Second, if the TPP were to allow Western Hemisphere apparel manufacturers to use yarn and fabric made anywhere in the TPP region and still enjoy preferential access to the U.S. market, an enlarged Vietnamese textile industry could, at some future time, compete with U.S. exporters in Mexico and Central America.

Textile industry trade groups have urged the United States to insist on a “yarn forward” rule, requiring that yarn production, fabric production, and cutting and sewing of the finished garment all occur within the TPP region for the garment to enter the United States duty-free. On the other side, retailers and apparel companies want to be able to import apparel from the lowest-cost producer, regardless of whether U.S. textiles are used; they urge that textiles and apparel be treated like other products in any TPP agreement. Members of Congress have voiced their support for both sides.

The TPP seems likely to have less impact on those segments of the U.S. textile industry that do not supply apparel manufacturing. U.S. manufacturers of household and technical textiles appear to be internationally competitive, and it is not evident that lower-wage countries would have comparative advantage in these highly capital-intensive sectors.

Please click here to download and read the full report U.S. Textile Manufacturing and the TPP Negotiations (U.S. Congressional Research Service), October 5, 2012

Conclusion

Concerns about the health of domestic textile manufacturing have influenced many past trade negotiations, and now figure prominently in the regional TPP negotiations. For textile manufacturers, the inclusion of a significant apparel producer such as Vietnam in a free trade agreement holds the potential to dramatically shift global trading patterns.

Depending upon its provisions, it is imaginable that a TPP agreement could result in apparel made in Vietnam displacing apparel from the Western Hemisphere in the U.S. market, weakening the export markets now served by U.S. textile producers in Mexico and Central America. An alternative scenario might allow apparel manufacturers in Mexico, a TPP participant, to use textiles made in any TPP country and still enjoy duty-free access to the U.S. market; while no Asian TPP participant currently has the textile production capacity to supply Western Hemisphere producers in this way, it is conceivable that such capacity will be installed in the future.

U.S. textile manufacturing interests have urged U.S. negotiators to insist on a “yarn forward” rule in the TPP. This would require that for apparel, home furnishings, or technical textiles, to benefit from duty-free access, they would have to be assembled in a TPP country from fabric manufactured in a TPP country out of yarn produced in a TPP country. Such a rule would severely limit the ability of countries such as Vietnam to use Chinese or Indian yarns and fabrics in apparel, home furnishings, or technical textile products for the U.S. market, although it would not constrain imports if Vietnam were to develop a more fully integrated textile industry at some future time. However, a “yarn forward” rule would also affect U.S. apparel consumers and the household textiles and specialty textiles markets by making it difficult for importers to obtain these items at the lowest possible cost, as these products made in TPP countries from yarns and fabrics produced elsewhere would not qualify for duty-free treatment.

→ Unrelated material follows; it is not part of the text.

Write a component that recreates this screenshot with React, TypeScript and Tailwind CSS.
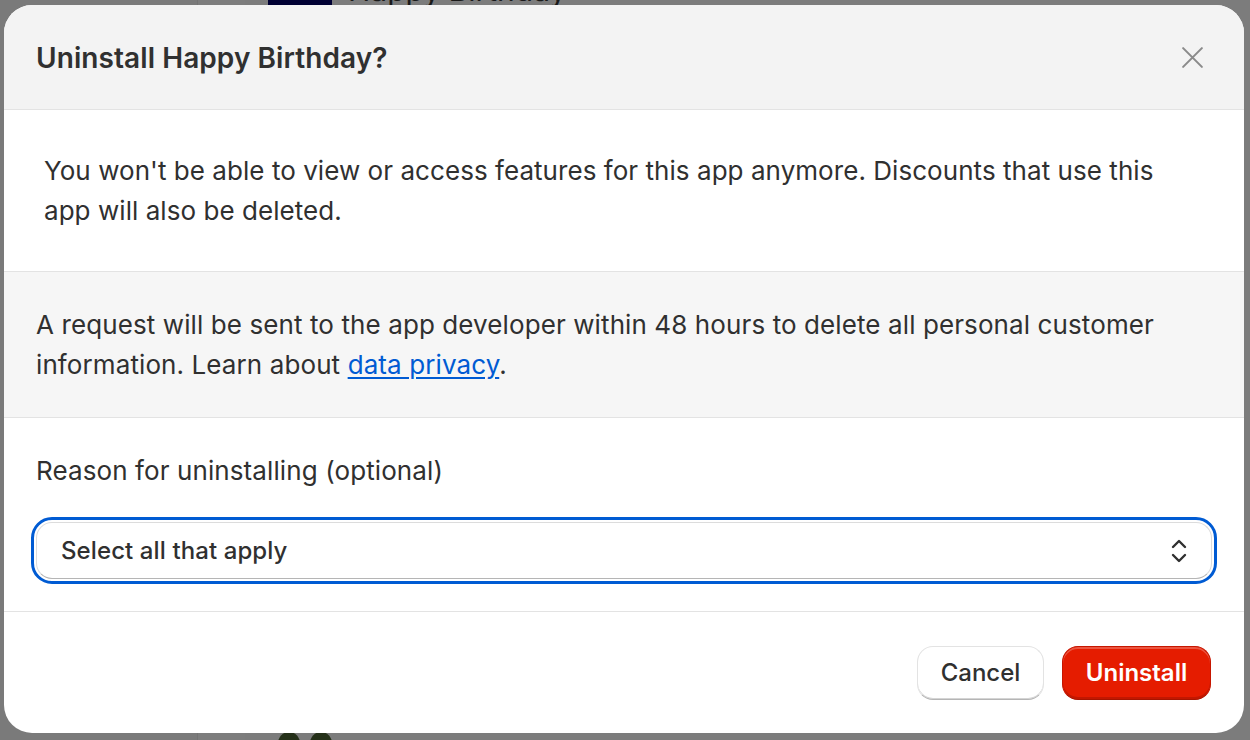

Domestic manufacturers of household and technical textiles seem less likely to be immediately affected by any TPP agreement. U.S. manufacturers appear to be internationally competitive in these sectors, and Vietnam’s low labor costs will provide little comparative advantage in areas where production is highly automated. In the case of technical textiles, U.S. manufacturers also benefit from proximity to their industrial customers. Domestic technical textile manufacturers point out that Vietnam has been expanding its reach into industrial fabrics and higher-end textiles in recent years, including tire cord and coated fabrics,81 but Vietnam will probably not be a significant global competitor in the near future.